Earnings growth in all segments
Core volume growth of 1.8% was also recorded in 2015 for the largest segment, Polyurethanes, where Covestro develops and produces precursors for high-quality foams. Because selling prices declined sharply due primarily to lower raw material prices, segment sales decreased compared with the prior-year period by 3.1% to €6.09bn. However, adjusted EBITDA increased by 5.4% to €624M.
At Polycarbonates, adjusted EBITDA more than tripled compared with 2014 to €560M. With sales up 12.4% to €3.17bn, core volume growth amounted to 5.2%. Polycarbonate is a versatile high-performance plastic produced and continuously optimised by Covestro.

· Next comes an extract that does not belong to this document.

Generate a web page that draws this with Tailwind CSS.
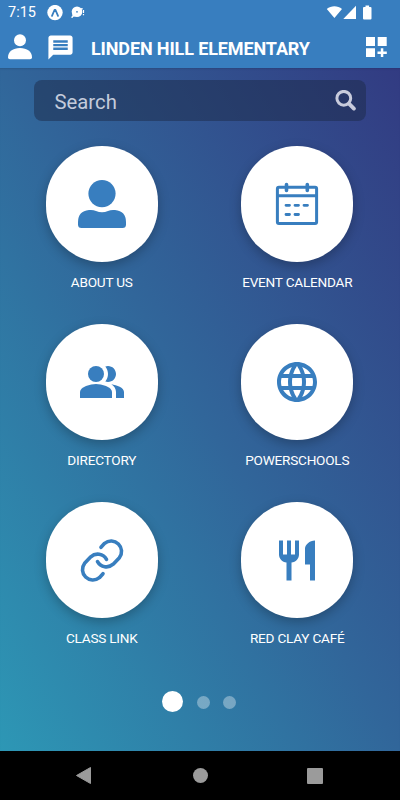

Sales in the Coatings, Adhesives, Specialties segment grew by 8.6% compared with 2014 to a record level of €2.09bn, while core volume growth was 2.7%. Adjusted EBITDA increased by 12.4% to €491M. The segment comprises raw materials for coatings, adhesives and sealants, as well as specialities, such as high-quality films.
All three segments contributed to an increase in free operating cash flow of over 200% to a record-setting €964M. As with the adjusted EBITDA, this figure more than met expectations of a significant increase.
Covestro was able to reduce liabilities substantially in 2015. Net financial debt declined by €1.89bn and now stands at €2.21bn. The rating of Baa2 with stable outlook that Covestro received from the rating agency Moody’s immediately after the stock market listing last October confirmed the company’s creditworthiness on the international capital market.
In light of the positive business development, Covestro intends to share its commercial success commensurately with its stockholders. The Board of Management and Supervisory Board propose the payment of a first dividend for 2015 of €0.70/share.
Continued volume growth and high cash flow expected
Given positive expectations for the global economy and the development of key customer sectors such as the automotive, construction, electrical and electronics, and furniture industries, Covestro has established a target for 2016 of a mid-single-digit percentage increase in core volume growth.
Free operating cash flow is expected to be at a high level and above the average for previous years. The company also expects to earn its cost of capital again in 2016. The return on capital employed (ROCE) should exceed the cost of capital. At 9.5%, adjusted ROCE was substantially higher last year than the capital costs of 7.2%.